England came into the first semi-final of the ICC Champions Trophy 2017 in Cardiff on Wednesday after scoring in excess of 300 in two of its group games and destroying Australia with its batting might in the other. But all of that added up to not much as it ran into a spirited Pakistan unit, which bowled the home side out for 211 in 49.4 overs.
Pakistan suffered a crucial blow on the morning of the game when Mohammad Amir was ruled out with back spasms, but the rest of the attack stood up, and how! The pacers were on the money and the spinners choked the run-flow, never letting England get away on a pitch that was tricky for strokeplay. That England managed only a modest score despite four of its top five crossing 30 tells a story.
That Pakistan bowled well is no surprise but the completeness of its performances on the field was impressive. It started right with the captain, who had a terrific day with almost every decision working wonders: Sarfraz Ahmed handed Rumman Raees a debut in place of Amir and he delivered; Shadab Khan was brought in for Faheem Ashraf and he too did his job.

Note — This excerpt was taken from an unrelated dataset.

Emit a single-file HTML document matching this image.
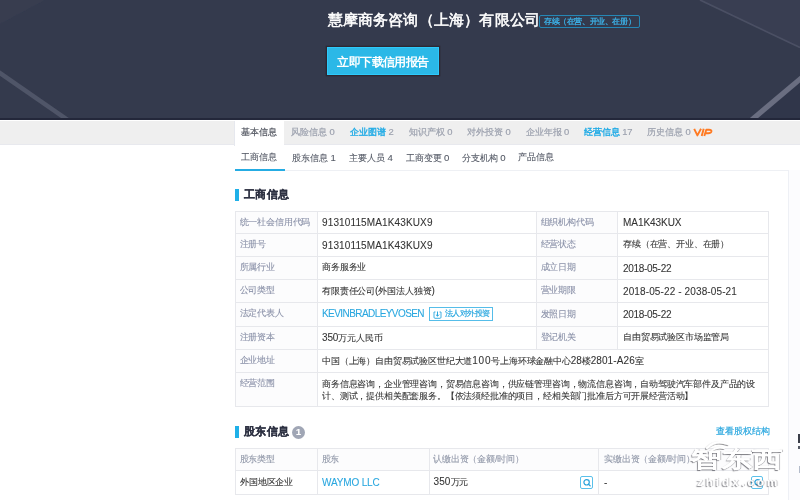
<!DOCTYPE html>
<html><head><meta charset="utf-8">
<style>
*{margin:0;padding:0;box-sizing:border-box}
html,body{width:800px;height:500px;overflow:hidden;background:#fff;font-family:"Liberation Sans",sans-serif;-webkit-font-smoothing:antialiased}
#root{position:absolute;left:0;top:0;width:800px;height:500px;will-change:transform;-webkit-text-stroke-width:0.2px}
td{-webkit-text-stroke-width:0.08px}
td.l{-webkit-text-stroke-width:0.1px}
tr>td:nth-child(4){padding-left:5px}
.abs{position:absolute;white-space:nowrap}
#hdr{position:absolute;left:0;top:0;width:800px;height:120px;background:#343a4d;overflow:hidden}
#hdr .shade{position:absolute;left:0;top:118px;width:800px;height:2px;background:#23273a}
.title{position:absolute;left:327.5px;top:9.5px;font-size:15.2px;letter-spacing:0.2px;color:#fff;-webkit-text-stroke:0.55px #fff;white-space:nowrap}
.badge{position:absolute;left:539px;top:15px;width:101px;height:13px;border:1px solid #2587b5;border-radius:2px;color:#3cb0e6;font-size:7.6px;letter-spacing:-0.4px;line-height:11px;padding-left:4px;white-space:nowrap;-webkit-text-stroke:0.3px #3cb0e6}
.btn{position:absolute;left:327px;top:47px;width:112px;height:28px;background:#2bb8e7;border:1px solid #2ec9fb;box-shadow:0 0 0 1.3px #2c2934;color:#fff;font-size:11.6px;letter-spacing:-0.55px;font-weight:bold;line-height:28px;text-align:center;white-space:nowrap;-webkit-text-stroke-width:0}
#tabs{position:absolute;left:0;top:121px;width:800px;height:24px;background:#efefef;border-bottom:1px solid #e8e9ee}
.tab{position:absolute;top:0;height:24px;line-height:21.5px;font-size:8.8px;color:#9ca1ae;white-space:nowrap}
.tab.act{background:#fff;color:#50545f;left:234px;width:49.5px;height:25px;text-align:center;border-left:1px solid #e6e8ee;line-height:22.5px}
.n{color:#9ca1ae;font-size:9.4px}
.blue{color:#1eaae5;-webkit-text-stroke-width:0.35px}
.blue .n{-webkit-text-stroke-width:0.15px}
#sub{position:absolute;left:235px;top:145px;width:553px;height:26px;border-bottom:1px solid #eef0f4}
.st{position:absolute;top:6px;line-height:13px;font-size:8.8px;color:#555a66;white-space:nowrap}
.st .m{font-size:9.6px}
.st{-webkit-text-stroke-width:0.1px}
.uline{position:absolute;left:235px;top:168.5px;width:50px;height:2px;background:#25ace3}
#rpanel{position:absolute;left:788px;top:170px;width:12px;height:330px;border-left:1px solid #eef0f5;background:#fcfcfe}
.sec{position:absolute;font-size:11.2px;letter-spacing:0.5px;font-weight:bold;color:#2d3142;white-space:nowrap}
.bar{position:absolute;width:4px;height:12px;background:#1fb0e8}
table{position:absolute;border-collapse:collapse;table-layout:fixed}
td{border:1px solid #e7e8ec;font-size:8.8px;letter-spacing:-0.16px;color:#333;padding:0.5px 5px 0 4px;white-space:nowrap}
.e{font-size:10px;letter-spacing:0}
td.l{background:#fcfcfd;color:#8b92a9;padding-left:3.6px}
.link{color:#2aa7df}
.ibadge{display:inline-block;vertical-align:middle;margin-left:5px;position:relative;top:-1px;height:13.5px;width:64px;border:1px solid #55bde9;color:#2aa7df;font-size:7.6px;letter-spacing:-0.5px;line-height:11.5px;padding-left:14.5px;-webkit-text-stroke:0.2px #2aa7df}
.srch{position:absolute;width:12.5px;height:12.5px;border:1px solid #5ac0ea;border-radius:2px;background:#fff}
</style></head><body><div id="root">
<div id="hdr">
  <svg width="800" height="120" style="position:absolute;left:0;top:0">
    <defs><filter id="bl" x="-10%" y="-10%" width="120%" height="120%"><feGaussianBlur stdDeviation="0.7"/></filter></defs>
    <polygon points="0,0 45,0 0,24" fill="#373c50" filter="url(#bl)"/>
    
    <line x1="-6" y1="69" x2="70" y2="121.5" stroke="#505567" stroke-width="4.5" filter="url(#bl)"/>
    <polygon points="700,0 800,0 800,48" fill="#393e52"/>
    <line x1="700" y1="0" x2="800" y2="47.5" stroke="#4b5064" stroke-width="1.6" filter="url(#bl)"/>
    <polygon points="752,120 800,80 800,120" fill="#30364a"/>
    <line x1="751.6" y1="120" x2="822.8" y2="60" stroke="#6a6e81" stroke-width="5.2" filter="url(#bl)"/>
  </svg>
  <div class="shade"></div>
  <div class="title">慧摩商务咨询（上海）有限公司</div>
  <div class="badge">存续（在营、开业、在册）</div>
  <div class="btn">立即下载信用报告</div>
</div>
<div id="tabs">
  <div class="tab act">基本信息</div>
  <div class="tab" style="left:291px">风险信息 <span class="n">0</span></div>
  <div class="tab blue" style="left:350px">企业图谱 <span class="n">2</span></div>
  <div class="tab" style="left:408.7px">知识产权 <span class="n">0</span></div>
  <div class="tab" style="left:467px">对外投资 <span class="n">0</span></div>
  <div class="tab" style="left:525.5px">企业年报 <span class="n">0</span></div>
  <div class="tab blue" style="left:583.7px">经营信息 <span class="n">17</span></div>
  <div class="tab" style="left:647px">历史信息 <span class="n">0</span></div>
  <svg class="abs" style="left:690px;top:5px" width="26" height="14" viewBox="0 0 26 14"><g fill="none" stroke="#ff7a22" stroke-width="1.9" stroke-linejoin="round" stroke-linecap="butt"><path d="M4.2 2.8L7.4 9.4L11 2.8"/><path d="M13.7 2.8L11.7 10"/><path d="M14.3 10L16.3 3.7H19Q21.9 3.7 21.4 5.6Q20.9 7.3 18.3 7.3H15.6"/></g></svg>
</div>
<div id="sub">
  <div class="st" style="left:5.5px">工商信息</div>
  <div class="st" style="left:57px">股东信息 <span class="m">1</span></div>
  <div class="st" style="left:114px">主要人员 <span class="m">4</span></div>
  <div class="st" style="left:170.5px">工商变更 <span class="m">0</span></div>
  <div class="st" style="left:226.7px">分支机构 <span class="m">0</span></div>
  <div class="st" style="left:283px">产品信息</div>
</div>
<div class="uline"></div>
<div id="rpanel"></div>

<div class="bar" style="left:235px;top:189px"></div>
<div class="sec" style="left:243.5px;top:187px">工商信息</div>

<table style="left:235px;top:210.5px;width:533px">
<colgroup><col style="width:82px"><col style="width:219px"><col style="width:81px"><col style="width:151px"></colgroup>
<tr style="height:22.8px"><td class="l">统一社会信用代码</td><td><span class="e" style="letter-spacing:0.13px">91310115MA1K43KUX9</span></td><td class="l">组织机构代码</td><td><span class="e" style="letter-spacing:-0.05px">MA1K43KUX</span></td></tr>
<tr style="height:22.8px"><td class="l">注册号</td><td><span class="e" style="letter-spacing:0.13px">91310115MA1K43KUX9</span></td><td class="l">经营状态</td><td>存续（在营、开业、在册）</td></tr>
<tr style="height:22.8px"><td class="l">所属行业</td><td>商务服务业</td><td class="l">成立日期</td><td><span class="e" style="letter-spacing:-0.3px">2018-05-22</span></td></tr>
<tr style="height:22.8px"><td class="l">公司类型</td><td>有限责任公司<span class="e">(</span>外国法人独资<span class="e">)</span></td><td class="l">营业期限</td><td><span class="e" style="letter-spacing:0.12px">2018-05-22 - 2038-05-21</span></td></tr>
<tr style="height:24.7px"><td class="l" style="padding-bottom:2px">法定代表人</td><td><span class="link e" style="letter-spacing:-0.57px">KEVINBRADLEYVOSEN</span><span class="ibadge"><svg style="position:absolute;left:2.5px;top:2.5px" width="9" height="8" viewBox="0 0 9 8"><path d="M2.5 1H1V6.2Q1 7.3 2 7.3H7Q8 7.3 8 6.2V1H6.5" fill="none" stroke="#2aa7df" stroke-width="0.9"/><path d="M4.5 0.5V5.2M2.9 3.6L4.5 5.2L6.1 3.6" fill="none" stroke="#2aa7df" stroke-width="1"/></svg>法人对外投资</span></td><td class="l">发照日期</td><td><span class="e" style="letter-spacing:-0.3px">2018-05-22</span></td></tr>
<tr style="height:22.7px"><td class="l">注册资本</td><td><span class="e" style="letter-spacing:-0.16px">350</span>万元人民币</td><td class="l">登记机关</td><td>自由贸易试验区市场监管局</td></tr>
<tr style="height:22.7px"><td class="l">企业地址</td><td colspan="3">中国（上海）自由贸易试验区世纪大道<span class="e" style="letter-spacing:0.77px">100</span>号上海环球金融中心<span class="e" style="letter-spacing:-0.1px">28</span>楼<span class="e" style="letter-spacing:0.1px">2801-A26</span>室</td></tr>
<tr style="height:34.5px"><td class="l" style="vertical-align:top;padding-top:5px">经营范围</td><td colspan="3" style="white-space:normal;line-height:12px">商务信息咨询，企业管理咨询，贸易信息咨询，供应链管理咨询，物流信息咨询，自动驾驶汽车部件及产品的设计、测试，提供相关配套服务。【依法须经批准的项目，经相关部门批准后方可开展经营活动】</td></tr>
</table>

<div class="bar" style="left:235px;top:426px"></div>
<div class="sec" style="left:243.5px;top:424px">股东信息</div>
<div class="abs" style="left:292px;top:426px;width:13px;height:13px;border-radius:50%;background:#a0a6b5;color:#fff;font-size:9px;line-height:13px;text-align:center;font-weight:bold">1</div>
<div class="abs link" style="left:716px;top:425.5px;font-size:8.8px;-webkit-text-stroke:0.2px #2aa7df">查看股权结构</div>

<table style="left:235px;top:447.5px;width:533px">
<colgroup><col style="width:82px"><col style="width:111.5px"><col style="width:169.5px"><col style="width:170px"></colgroup>
<tr style="height:22.8px"><td class="l" style="color:#9097a8">股东类型</td><td class="l" style="color:#9097a8">股东</td><td class="l" style="color:#9097a8">认缴出资（金额/时间）</td><td class="l" style="color:#9097a8">实缴出资（金额/时间）</td></tr>
<tr style="height:23.7px"><td>外国地区企业</td><td><span class="link e" style="letter-spacing:-0.15px">WAYMO LLC</span></td><td><span class="e" style="letter-spacing:0.1px">350</span>万元</td><td><span class="e">-</span></td></tr>
</table>
<div class="srch" style="left:580px;top:476px"><svg style="position:absolute;left:1px;top:1px" width="10" height="10" viewBox="0 0 10 10"><circle cx="4.6" cy="4.3" r="2.7" fill="none" stroke="#2aa3dc" stroke-width="1.2"/><path d="M6.6 6.3L8.2 7.9" stroke="#2aa3dc" stroke-width="1.3" stroke-linecap="round"/></svg></div>
<div class="srch" style="left:750.5px;top:476px"><svg style="position:absolute;left:1px;top:1px" width="10" height="10" viewBox="0 0 10 10"><circle cx="4.6" cy="4.3" r="2.7" fill="none" stroke="#2aa3dc" stroke-width="1.2"/><path d="M6.6 6.3L8.2 7.9" stroke="#2aa3dc" stroke-width="1.3" stroke-linecap="round"/></svg></div>
<div class="abs" style="left:798px;top:433.5px;width:2px;height:9px;background:#3a3d48"></div>
<div class="abs" style="left:798px;top:446px;width:2px;height:3px;background:#555964"></div>
<div class="abs" style="left:798.5px;top:466px;width:1.5px;height:7px;background:#b4bccb"></div>
<svg class="abs" style="left:700px;top:438px;overflow:visible" width="40" height="14" viewBox="0 0 40 14"><defs><filter id="ws" x="-30%" y="-50%" width="160%" height="200%"><feDropShadow dx="-0.8" dy="0.8" stdDeviation="0.7" flood-color="#2a2a35" flood-opacity="0.6"/></filter></defs><g filter="url(#ws)" fill="none" stroke="#fff" stroke-linecap="round"><path d="M7 10Q16 1 28 6" stroke-width="2.4"/><path d="M11 13Q17 8 24 10" stroke-width="2"/></g></svg>
<div class="abs" style="left:691px;top:437px;font-size:31px;line-height:36px;font-weight:900;color:#fff;letter-spacing:-0.5px;transform:scaleY(0.72);transform-origin:0 100%;text-shadow:-1px 1px 1px rgba(40,40,50,0.6),1px -0.5px 0.8px rgba(40,40,50,0.35)">智东西</div>
<div class="abs" style="left:697px;top:476px;font-size:11.5px;line-height:12px;font-weight:bold;color:#fff;letter-spacing:3px;text-shadow:-1px 1px 1px rgba(40,40,50,0.55),1px -0.5px 0.8px rgba(40,40,50,0.3)">zhidx.com</div>
</div></body></html>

On the field, Sarfraz kept attacking England with aggressive fields; he even employed a short-leg for Ben Stokes, who came into the game on the back of a marauding century. The bowling changes were impressive too: Hasan Ali struck twice in the first overs of his first two spells to break important partnerships. Pakistan’s fielding was also top notch; there was a stunning catch in the deep and also a run out with a direct hit.
The first 10 overs of the game were action packed with fortunes swinging rapidly. It started with the second ball when Junaid Khan was unlucky not to get a tight lbw call, an ‘umpire’s call’ saving Jonny Bairstow by the thinnest of margins.
Three overs later, Pakistan got an lbw decision in its favour when Raees hit Alex Hales’s pads, but the review by England went against it once again. Raees had his man a couple of overs later, though, when Hales stepped out and drove straight to cover. He could have had another had Azhar Ali held on to a very tough chance at mid-wicket off Bairstow’s pull.
Pakistan tried to stifle the scoring early by introducing Imad Wasim’s left-arm spin in the seventh over, but England still got the runs against the pacers and reached 52 at the end of the first ten.
Bairstow got going and enjoyed more luck when he was put down on 42 at slip by Babar Azam off Shadab, with the rebound nearly travelling to the backward point fielder. Bairstow, however, couldn’t make use of the fortune and slogged Hasan’s third ball straight to deep mid-wicket after adding just one more run.
Once Hasan provided the breakthrough, Sarfraz applied the choke in the middle overs with some smart captaincy. He got Mohammad Hafeez to bowl to Eoin Morgan straightaway, which meant the England captain couldn’t get going like he usually does.
With Hasan also keeping things tight, Morgan took 21 balls for his first boundary and never looked settled, even surviving an lbw appeal on review. Root too went 37 balls without a boundary before edging Shadab to the wicket-keeper, leaving England struggling for momentum at 128 for 3 in the 28th over.
The dismissal reunited the pair that toyed with Australia’s bowlers recently, but soon found out that Pakistan was a different challenge altogether. Sarfraz attacked Stokes with a short-leg and a slip and Hafeez ran through his tidy spell conceding just 27 runs from seven overs.
There would be no release even after the spinners were done as Pakistan’s pacers ran through the middle order just like they had against Sri Lanka. Hasan first returned to find Morgan’s edge in the 32nd over before Junaid did the same to Jos Buttler, who tamely poked to the wicket-keeper first ball after drinks.
Moeen Ali started briskly but his old nemesis – the short ball – ended his stay when he hooked Junaid to deep square-leg where Fakhar Zaman took a sensational catch diving to his left.
England was limping at 169 for 6 after 40, having lost 4 for 44 in 11 overs. Junaid completed a second spell of 2 for 15 from five overs and the death bowling by Raees and Hasan was equally miserly.
Even Stokes struggled to break free, managing only 34 off 64 balls without a single boundary. England scored only one boundary in the last 12 overs, adding only 42 in the last 10.